"Yeni dünyada bugüne kadar Avrupa, Asya ve Afrika kıtaları açısından Akdeniz havzası ve bu havza içinde yer alan Kıbrıs adasının taşıdığı önemde stratejik önemi haiz bir coğrafya keşfedilmemiştir."
Dünyaca ünlü İngiliz şair ve oyun yazarı William Shakespeare, ünlü eserlerinden Otello'da Kıbrıs'ı bu şekilde tarif ediyordu. Devletlerin coğrafi özellikleriyle siyasetleri arasındaki ilişkileri inceleyen bilim dalı olarak tarif edilebilecek olan jeopolitik açıdan Kıbrıs, Akdeniz'deki uçak gemisi olarak tanımlanmaktadır. Tarih boyunca dönemlerinin güçlü imparatorluklarının idaresi altına almak için uğraştıkları Ada, 1960'taki bağımsızlığına kavuşuncaya ve ardından yaşanan olaylar sonucu tarihte "Kıbrıs sorunu" olarak anılıncaya kadar Mısır İmparatorluğu, Büyük İskender, Bizans İmparatorluğu, İngiliz Krallığı, Osmanlı İmparatorluğu ve son olarak Birleşik Krallık hâkimiyeti altında kalmıştır.
Doğu Akdeniz'deki enerji rezervlerinin bölge ülkeleri tarafından paylaşılması meselesi, Doğu Akdeniz'de sert hamleleri içeren bir tür enerji satrancına yol açtı. Münhasır ekonomik bölge kavramı etrafında şekillenen Doğu Akdeniz'deki enerji rezervleri üzerindeki güç mücadelesi, bölgedeki tarihi Kıbrıs ve Arap-İsrail sorunlarına farklı bir boyut katarken mevcut krize ilave bir faktör de oluşturuyor.

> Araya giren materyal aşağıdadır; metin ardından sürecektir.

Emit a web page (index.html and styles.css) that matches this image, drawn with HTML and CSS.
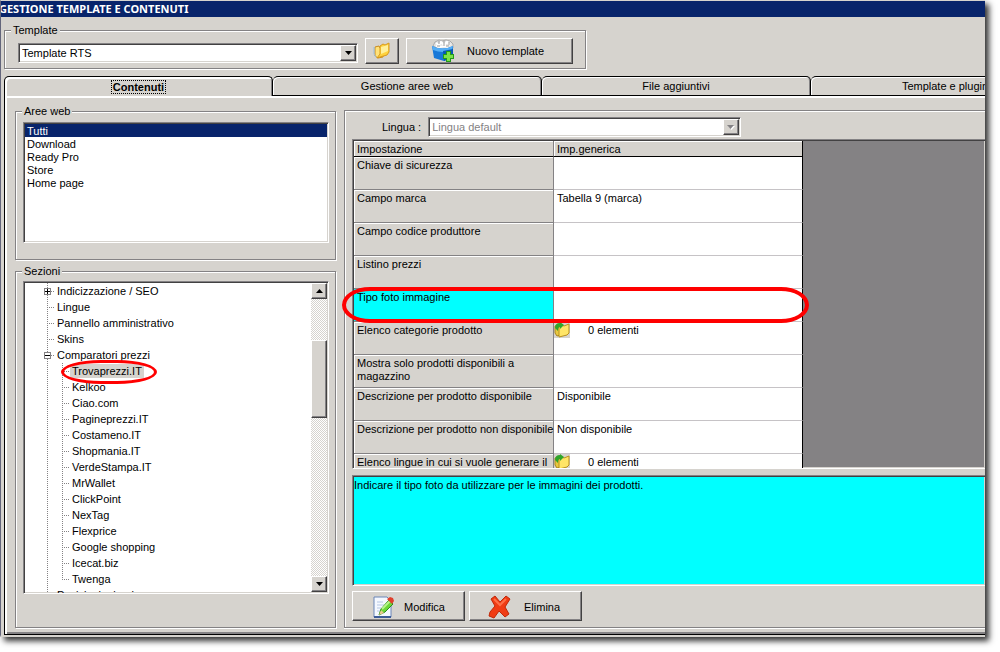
FILE: index.html
```html
<!DOCTYPE html>
<html lang="it">
<head>
    <meta charset="UTF-8">
    <meta name="viewport" content="width=device-width, initial-scale=1.0">
    <title>Gestione template e contenuti</title>
    <link rel="stylesheet" href="styles.css">
</head>
<body>

    <div class="window">
        <h1 class="title-bar">GESTIONE TEMPLATE E CONTENUTI</h1>

        <fieldset class="group template-group">
            <legend>Template</legend>
            <div class="template-row">
                <div class="combo template-combo">
                    <select aria-label="Template">
                        <option>Template RTS</option>
                    </select>
                    <span class="combo-arrow"><svg width="7" height="4" viewBox="0 0 7 4"><path d="M0 0h7L3.500 4z"/></svg></span>
                </div>
                <button class="button folder-button" type="button" aria-label="Apri cartella">
                    <svg width="18" height="18" viewBox="0 0 18 18">
                        <path d="M2 5l4-1 1 2 4-1-1 10-5 1-3-2z" fill="#ffe27a" stroke="#c88a20"/>
                        <path d="M7 4l3-2 2 1 4-2v9l-2 3-7 2-3 1 3-4z" fill="#ffd23c" stroke="#d79a1e"/>
                        <path d="M8 5l7-2v6l-7 3z" fill="#fff09a"/>
                        <path d="M1 5v7l2 3" fill="none" stroke="#9bbfe0"/>
                    </svg>
                </button>
                <button class="button new-button" type="button">
                    <svg width="24" height="24" viewBox="0 0 24 24">
                        <path d="M2 7l2-4 4-2 3 1 4-1 4 1 3 3v4l-10 3z" fill="#e4e4e4" stroke="#aaa"/>
                        <path d="M5 4l3 2 2-3 3 3 3-3 3 3M5 7l4 1 4-1 5 1" fill="none" stroke="#fff" stroke-width="2"/>
                        <path d="M8 2v3M13 2v5M18 3v3M6 7h3M15 7h3" stroke="#999"/>
                        <path d="M1 7q10 5 21 0v11l-9 4-10-3z" fill="#1878d8"/>
                        <path d="M1 7q10 5 21 0l-1 4q-9 4-19 0z" fill="#55aef5"/>
                        <path d="M12 12l1 10 9-4v-8z" fill="#0a58b4"/>
                        <path d="M15 12h5v3h3v5h-3v3h-5v-3h-3v-5h3z" fill="#239b18"/>
                        <path d="M16 13h3v3h3v3h-3v3h-3v-3h-3v-3h3z" fill="#7be34a"/>
                    </svg>
                    <span>Nuovo template</span>
                </button>
            </div>
        </fieldset>

        <nav class="tabs">
            <button class="tab active" type="button"><span>Contenuti</span></button>
            <button class="tab" type="button">Gestione aree web</button>
            <button class="tab" type="button">File aggiuntivi</button>
            <button class="tab" type="button">Template e plugin</button>
        </nav>

        <main class="tab-panel">
            <div class="sidebar">
                <fieldset class="group areas-group">
                    <legend>Aree web</legend>
                    <div class="group-body">
                        <select class="list-box" size="9" aria-label="Aree web">
                            <option selected>Tutti</option>
                            <option>Download</option>
                            <option>Ready Pro</option>
                            <option>Store</option>
                            <option>Home page</option>
                        </select>
                    </div>
                </fieldset>

                <fieldset class="group sections-group">
                    <legend>Sezioni</legend>
                    <div class="group-body">
                        <div class="tree-box">
                            <ul class="tree">
                                <li class="expandable closed">Indicizzazione / SEO</li>
                                <li>Lingue</li>
                                <li>Pannello amministrativo</li>
                                <li>Skins</li>
                                <li class="expandable">Comparatori prezzi
                                    <ul>
                                        <li class="selected"><span>Trovaprezzi.IT</span></li>
                                        <li>Kelkoo</li>
                                        <li>Ciao.com</li>
                                        <li>Pagineprezzi.IT</li>
                                        <li>Costameno.IT</li>
                                        <li>Shopmania.IT</li>
                                        <li>VerdeStampa.IT</li>
                                        <li>MrWallet</li>
                                        <li>ClickPoint</li>
                                        <li>NexTag</li>
                                        <li>Flexprice</li>
                                        <li>Google shopping</li>
                                        <li>Icecat.biz</li>
                                        <li>Twenga</li>
                                    </ul>
                                </li>
                                <li>Posizioni minori</li>
                            </ul>
                            <div class="scrollbar">
                                <button type="button" aria-label="Su"><svg width="7" height="4" viewBox="0 0 7 4"><path d="M0 4h7L3.500 0z"/></svg></button>
                                <div class="thumb"></div>
                                <button type="button" aria-label="Giù"><svg width="7" height="4" viewBox="0 0 7 4"><path d="M0 0h7L3.500 4z"/></svg></button>
                            </div>
                        </div>
                    </div>
                </fieldset>
            </div>

            <section class="settings">
                <div class="language-row">
                    <label for="lingua">Lingua :</label>
                    <div class="combo language-combo disabled">
                        <select id="lingua" disabled>
                            <option>Lingua default</option>
                        </select>
                        <span class="combo-arrow"><svg width="8" height="5" viewBox="0 0 8 5"><path d="M1 1h7L4.500 5z" fill="#fff"/><path d="M0 0h7L3.500 4z" fill="#848284"/></svg></span>
                    </div>
                </div>

                <div class="grid-wrap">
                    <div class="grid">
                        <table>
                            <thead>
                                <tr><th>Impostazione</th><th>Imp.generica</th></tr>
                            </thead>
                            <tbody>
                                <tr><th>Chiave di sicurezza</th><td></td></tr>
                                <tr><th>Campo marca</th><td>Tabella 9 (marca)</td></tr>
                                <tr><th>Campo codice produttore</th><td></td></tr>
                                <tr><th>Listino prezzi</th><td></td></tr>
                                <tr class="current"><th>Tipo foto immagine</th><td></td></tr>
                                <tr>
                                    <th>Elenco categorie prodotto</th>
                                    <td class="with-icon">
                                        <svg width="16" height="16" viewBox="0 0 16 16">
                                            <path d="M0 0h16v16H0z" fill="#d6d3ce"/>
                                            <path d="M1 4l5-1v10l-3 1-2-3z" fill="#e8c840" stroke="#a88420"/>
                                            <path d="M5 5l3-2 2 1 5-2v9l-2 2-8 2z" fill="#ffe566" stroke="#b8901c"/>
                                            <path d="M1 6q0-5 5-5V0l4 3-4 4V5Q4 5 4 9z" fill="#2fa52a"/>
                                        </svg>
                                        <span>0 elementi</span>
                                    </td>
                                </tr>
                                <tr><th>Mostra solo prodotti disponibili a<br>magazzino</th><td></td></tr>
                                <tr><th>Descrizione per prodotto disponibile</th><td>Disponibile</td></tr>
                                <tr><th>Descrizione per prodotto non disponibile</th><td>Non disponibile</td></tr>
                                <tr>
                                    <th>Elenco lingue in cui si vuole generare il</th>
                                    <td class="with-icon">
                                        <svg width="16" height="16" viewBox="0 0 16 16">
                                            <path d="M0 0h16v16H0z" fill="#d6d3ce"/>
                                            <path d="M1 4l5-1v10l-3 1-2-3z" fill="#e8c840" stroke="#a88420"/>
                                            <path d="M5 5l3-2 2 1 5-2v9l-2 2-8 2z" fill="#ffe566" stroke="#b8901c"/>
                                            <path d="M1 6q0-5 5-5V0l4 3-4 4V5Q4 5 4 9z" fill="#2fa52a"/>
                                        </svg>
                                        <span>0 elementi</span>
                                    </td>
                                </tr>
                            </tbody>
                        </table>
                    </div>
                    <div class="row-marker"></div>
                </div>

                <div class="help-box">Indicare il tipo foto da utilizzare per le immagini dei prodotti.</div>

                <div class="actions">
                    <button class="button action-button" type="button">
                        <svg width="24" height="24" viewBox="0 0 24 24">
                            <path d="M3 2h13l4 4v16H3z" fill="#f4f8ff" stroke="#6a86b8"/>
                            <path d="M3 22h17" stroke="#3c5c98" stroke-width="2"/>
                            <path d="M6 7h6M6 10h7M6 13h4M6 16h3" stroke="#b4c6e4"/>
                            <path d="M8 20l2-6 8-9 4 4-8 8z" fill="#6cd838" stroke="#2f8a1a"/>
                            <path d="M11 14l8-8" stroke="#b8f58c" stroke-width="2"/>
                            <path d="M8 20l2-5 3 3z" fill="#e8c890"/>
                            <path d="M16 4l3-2 3 1 1 3-2 3z" fill="#e0402c"/>
                        </svg>
                        <span>Modifica</span>
                    </button>
                    <button class="button action-button delete-button" type="button">
                        <svg width="24" height="24" viewBox="0 0 24 24">
                            <path d="M3 4l4-3 5 6 6-6 4 3-5 8 4 7-4 3-6-6-5 7-5-2 1-4 5-6z" fill="#f03c14" stroke="#c02808" stroke-linejoin="round"/>
                            <path d="M6 4l6 6 6-6" fill="none" stroke="#ff7048" stroke-width="2"/>
                        </svg>
                        <span>Elimina</span>
                    </button>
                </div>
            </section>
        </main>
    </div>

</body>
</html>
```
FILE: styles.css
```css
*,
*::before,
*::after {
    box-sizing: border-box;
    margin: 0;
    padding: 0;
}

body {
    padding: 0 15px 15px 0;
    background: #fff;
    color: #000;
    font-family: "Liberation Sans", Arial, sans-serif;
    font-size: 11px;
    line-height: 13px;
}

button,
select {
    font: inherit;
    color: inherit;
}

svg {
    display: block;
    flex: none;
}

.window {
    background: #d6d3ce;
    border-top: 1px solid #d6d3ce;
    border-left: 1px solid #63657b;
    border-bottom: 2px solid #d6d3ce;
    overflow: hidden;
    box-shadow: 4px 4px 6px #333;
}

.title-bar {
    height: 16px;
    background: #08246b;
    color: #fff;
    font-family: "Noto Sans", sans-serif;
    font-size: 11px;
    font-weight: bold;
    line-height: 16px;
    text-indent: -2px;
    white-space: nowrap;
}

/* grouping boxes with an etched line */
.group {
    min-width: 0;
    border: 1px solid #848284;
    box-shadow: inset 1px 1px 0 #fff, 1px 1px 0 #fff;
}

.group legend {
    margin-left: 6px;
    padding: 0 2px;
    background: #d6d3ce;
}

.group-body {
    padding: 0 6px 0 7px;
}

.template-group {
    width: 582px;
    max-width: 100%;
    margin: 7px 0 0 3px;
}

.template-row {
    display: flex;
    align-items: flex-end;
    gap: 7px;
    padding: 1px 12px 4px 13px;
}

/* raised and sunken edges */
.button,
.combo-arrow,
.scrollbar button,
.thumb {
    background: #d6d3ce;
    border: 1px solid;
    border-color: #fff #424142 #424142 #fff;
    box-shadow: inset -1px -1px 0 #848284;
}

.combo,
.list-box,
.tree-box,
.grid,
.help-box {
    border: 1px solid;
    border-color: #848284 #fff #fff #848284;
    box-shadow: inset 1px 1px 0 #424142, inset -1px -1px 0 #d6d3ce;
}

.button {
    display: flex;
    align-items: center;
}

.folder-button {
    width: 34px;
    height: 26px;
    justify-content: center;
}

.new-button {
    width: 167px;
    height: 26px;
    padding-left: 24px;
    gap: 12px;
}

.combo {
    position: relative;
    height: 20px;
    padding: 1px;
    background: #fff;
}

.combo select {
    display: block;
    width: 100%;
    height: 16px;
    padding-left: 2px;
    appearance: none;
    background: #fff;
    border: none;
    border-radius: 0;
    opacity: 1;
}

.combo-arrow {
    position: absolute;
    top: 1px;
    right: 1px;
    bottom: 1px;
    width: 16px;
    display: flex;
    align-items: center;
    justify-content: center;
    pointer-events: none;
}

.disabled select {
    color: #848284;
}

.template-combo {
    flex: 1;
    margin-bottom: 1px;
}

.tabs {
    display: flex;
    margin: 7px 0 0 3px;
}

.tab {
    flex: 0 0 269px;
    height: 20px;
    padding-top: 1px;
    background: #d6d3ce;
    border: 1px solid #000;
    border-left-width: 0;
    border-radius: 5px 5px 0 0;
    box-shadow: inset 1px 1px 0 #fff, inset -1px 0 0 #848284;
}

.tab.active {
    border-left-width: 1px;
    border-bottom: none;
    font-weight: bold;
    box-shadow: inset 2px 2px 0 #fff, inset -1px 0 0 #848284;
}

.tab.active span {
    padding: 0 1px;
    outline: 1px dotted #000;
}

.tab-panel {
    display: flex;
    gap: 8px;
    padding: 9px 0 6px 10px;
    margin-left: 3px;
    border-left: 1px solid #000;
    border-bottom: 1px solid #000;
    box-shadow: inset 2px 2px 0 #fff, inset 0 -2px 0 #848284;
}

.sidebar {
    flex: 0 0 321px;
    display: flex;
    flex-direction: column;
    gap: 5px;
}

.areas-group {
    padding: 4px 0 16px;
}

.list-box {
    display: block;
    width: 100%;
    height: 121px;
    padding: 1px;
    background: #fff;
    border-radius: 0;
    outline: none;
    overflow: hidden;
}

.list-box option {
    min-height: 13px;
    padding: 1px 2px 0;
    line-height: 12px;
}

.list-box option:checked {
    background: linear-gradient(#08246b, #08246b);
    color: #fff;
}

.sections-group {
    flex: 1;
    padding: 3px 0 33px;
}

.tree-box {
    display: flex;
    height: 313px;
    padding: 1px;
    background: #fff;
    overflow: hidden;
}

.tree {
    flex: 1;
    padding-left: 22px;
    list-style: none;
    line-height: 16px;
    background: repeating-linear-gradient(#848284 0 1px, #fff 1px 2px) 22px 0 / 1px 100% no-repeat;
}

.tree li {
    position: relative;
    padding-left: 10px;
    background: repeating-linear-gradient(90deg, #848284 0 1px, #fff 1px 2px) 0 8px / 8px 1px no-repeat;
}

.tree ul {
    margin-left: 5px;
    list-style: none;
    background: repeating-linear-gradient(#848284 0 1px, #fff 1px 2px) 0 0 / 1px 217px no-repeat;
}

.tree .expandable::before {
    content: "";
    position: absolute;
    top: 5px;
    left: -3px;
    width: 7px;
    height: 7px;
    border: 1px solid #848284;
    background: linear-gradient(#000, #000) center / 5px 1px no-repeat, #fff;
}

.tree .closed::before {
    background: linear-gradient(#000, #000) center / 5px 1px no-repeat, linear-gradient(#000, #000) center / 1px 5px no-repeat, #fff;
}

.selected span {
    margin-left: -2px;
    padding: 1px 2px;
    background: #d6d3ce;
}

.selected::after {
    content: "";
    position: absolute;
    top: -3px;
    left: -1px;
    width: 96px;
    height: 24px;
    border: 3px solid #f00;
    border-radius: 40px / 12px;
    z-index: 1;
}

.scrollbar {
    flex: 0 0 16px;
    display: flex;
    flex-direction: column;
    background: repeating-conic-gradient(#fff 0 25%, #d6d3ce 0 50%) 0 0 / 2px 2px;
}

.scrollbar button {
    display: flex;
    align-items: center;
    justify-content: center;
    height: 16px;
}

.thumb {
    height: 78px;
    margin: 41px 0 auto;
}

.settings {
    flex: 1;
    min-width: 0;
    margin-top: 5px;
    padding: 6px 0 6px 7px;
    border: 1px solid #848284;
    border-right: none;
    box-shadow: inset 1px 1px 0 #fff, 0 1px 0 #fff;
}

.language-row {
    display: flex;
    align-items: center;
    gap: 7px;
    padding-left: 30px;
}

.language-combo {
    width: 313px;
}

.grid-wrap {
    position: relative;
    margin-top: 2px;
}

.grid {
    height: 330px;
    padding: 1px;
    border-right: none;
    background: #848284;
    overflow: hidden;
}

.grid table {
    width: 449px;
    table-layout: fixed;
    border-collapse: separate;
    border-spacing: 0;
}

.grid th,
.grid td {
    padding: 2px 0 0 3px;
    font-weight: normal;
    text-align: left;
    vertical-align: top;
    white-space: nowrap;
}

.grid th {
    width: 200px;
    background: #d6d3ce;
    border-right: 1px solid #848284;
    border-bottom: 1px solid #848284;
    box-shadow: inset 1px 1px 0 #fff;
}

.grid thead th {
    height: 16px;
    border-bottom-color: #000;
}

.grid thead th + th {
    width: 249px;
    border-right-color: #000;
}

.grid tbody tr {
    height: 33px;
}

.grid td {
    background: #fff;
    border-right: 1px solid #000;
    border-bottom: 1px solid #c6c3c6;
}

.grid .current th {
    background: #0ff;
    box-shadow: none;
}

.grid .with-icon {
    padding: 0;
}

.with-icon svg {
    float: left;
    margin-right: 18px;
}

.with-icon span {
    display: block;
    padding-top: 2px;
}

.row-marker {
    position: absolute;
    top: 148px;
    left: -10px;
    width: 467px;
    height: 36px;
    border: 4px solid #f00;
    border-radius: 28px / 18px;
    pointer-events: none;
}

.help-box {
    height: 111px;
    margin-top: 6px;
    padding: 3px 1px;
    border-right: none;
    background: #0ff;
}

.actions {
    display: flex;
    gap: 4px;
    margin-top: 5px;
}

.action-button {
    width: 113px;
    height: 30px;
    padding: 2px 0 0 18px;
    gap: 9px;
}

.delete-button {
    gap: 12px;
}
```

Kıbrıs açık sularında ve Levant bölgesinde tahmini doğal gaz rezervinin 1076 milyar metreküp olduğu, kısa dönemde yapılacak arama çalışmalarıyla bu rakamların artabileceği Uluslararası Enerji Ajansı (International Energy Agency-IEA)'nın raporunda belirtiliyor. Raporda, buradaki kapasitenin kullanıma sunulmasına gölge düşüreninse Kıbrıs, Arap-İsrail ve Suriye meselesinin yarattığı siyasal istikrarsızlık olduğu belirtiliyor.
BM 1982 Deniz Hukuku Konvansiyonu tarafından "bir devletin belirlenen bölgede deniz kaynaklarının keşfi ve kullanımı üzerinde özel haklar kullandığı alanlar" olarak tanımlanan Münhasır Ekonomik Bölge (MEB), kıyı çizgisinden 370 km'ye kadar bir alana tekabül eder. İstisnası ise mevcut durumdaki gibi münhasır ekonomik bölgelerin çakışmasında yani kıyı çizgilerinin birbirlerinden uzaklığının 740 km'den az olması durumunda ortaya çıkar. Bu alanların belirlenmesi "ortay hat çizgisi", "bölgelerin ilgili taraflarca anlaşmayla belirlenmesi" ve mukayeseli unsurları göz önünde bulundurmayı gerektiren "hakkaniyet ilkesi"ne dayanmasını gerektirir.
İsrail ile Filistin ile 7 Ekim 2023'ten beri alev alan çatışma sonrasında, Doğu Akdeniz'de 16-20 Ekim'de sondaj yapacağını duyuran Türkiye'nin sondaj gemisinin 'dibine' gönderilen Amerikan ve İngiliz donanmasına ait saldırı ve devriye gemisi ve gözetleme uçaklarına karşılık, Putin'in 'uyarı değil hatırlatma' diyerek devriye emri verdiği Karadeniz'deki Khinzal (Hançer) füzelerinin bu gemilerin menzilinde olduğunu duyurması, Doğu Akdeniz'deki rezervlerin büyüklüğü düşünüldüğünde enerji satrancında, 'oyun büyük' dedirten cinstedir.